The XX Factor

Network TV Attempts To Figure Out Modern Feminism, Might Just Be on to Something

Dane Cook, Collette Wolfe, and Jeffrey Tambor at NBC’s presentation of their now-canceled Next Caller

Photograph by Jemal Countess/Getty Images

Television is a trend-driven business: Bridesmaids does well and suddenly, everyone’s looking for funny women, Modern Family is a hit, and suddenly, multicamera comedies are in and single-camera comedies are out. Most of the time, these trends are big, broad attempts to chase increasingly rare success stories. But this year, network TV, in its own halting way, is going after something a little more unusual: network TV is trying to figure out modern feminism.

The first attempt was Next Caller, a sitcom starring Dane Cook that NBC put into production to start airing in the midseason. On the surface, the show’s premise is disastrous: Cook was set to play Cam, the host of a shock-jock satellite radio show called Booty Calls, who’s paired with a feminist co-host, Stella (Collette Wolfe), promoted from a local NPR station to the big time because, as his boss (Jeffrey Tambor) puts it “Your show sucks and your ratings are garbage.” But apparently NBC lost faith in the concept, which many of my fellow critics hated in the first place—the network canceled Next Caller before it even assigned the sitcom a time slot for January.

I’m actually sorry that Next Caller isn’t going to air, in part because it posited an interesting relationship between its vision of modern sexists and modern feminists. In the pilot at least, Stella was was overly sincere and statistics-obsessed, a parody as much of NPR as of feminism itself. “It’s so boring!” one caller sobbed on the air as she recited statistics about relationships. Cam treats her as naive when she insists that men can rise above ogling women, and tells her that she’s boring when she bombards a virgin with statistics and sex-ed talk after he calls in and anxiously asks her what sex is like. “What’s wrong with you?” Cam asks her. “Why can’t you just tell the kid something about sex? Something not horrible.”

But when Stella heeds his instructions about how to talk to callers—and people in general—she turns out to be absolutely right about modern relationships, and breaks Cam’s hyper-aggressive facade, getting him to talk about the fiancee that abandoned him. Feminism is right, the show seems to be arguing, but it’s packaged in a way that turns people off. And Stella’s a stiff not because feminism is inherently uptight, but because she’s hiding herself behind magazine articles and academic studies rather than putting herself forward. It’s an almost shockingly interesting argument for network television to attempt, and I’m sorry I don’t get to see Next Caller develop it further.

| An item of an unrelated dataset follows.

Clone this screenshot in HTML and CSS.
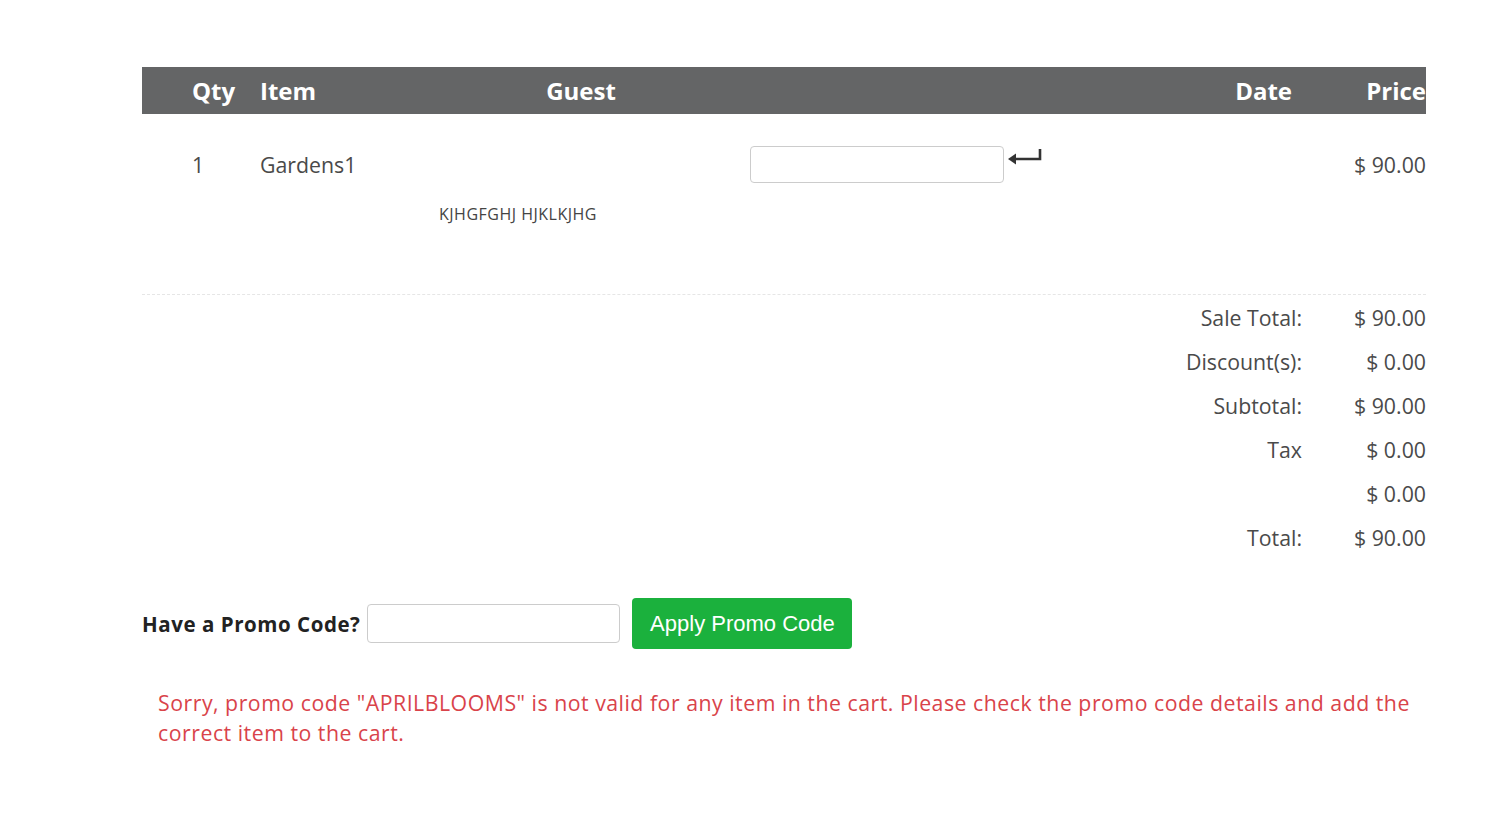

We might get another shot at some of the same ideas, though. Fox, which is investing heavily in female-centric comedies, bought another pitch from Elizabeth Banks and Elizabeth Wright Shapiro about “an Ivy League feminist who comes to L.A to become an assistant professor and ends up moving in with two ‘Playboy Bunny’ type females. While they seemingly have nothing in common, all three are striving to be modern empowered women but with very different ideas of how to achieve it.” It’ll be a long time before we see what that looks like, but the pitch sounds some of the same notes that Next Caller attempted, juxtaposing a smart, self-identified feminist with people who are meant to read as less inhibited, but also less capable of watching out for themselves.

It’s irritating to see feminists repeatedly portrayed as uptight and unlikable. But it’s encouraging to see television, normally terrified of dabbling in politics at all, take a shot at creating explicitly feminist main characters with something important to offer the world around them. I don’t know that this is true in real life, but a vision of a world where all that stands between feminism and victory is better marketing and communication is a pretty appealing fantasy.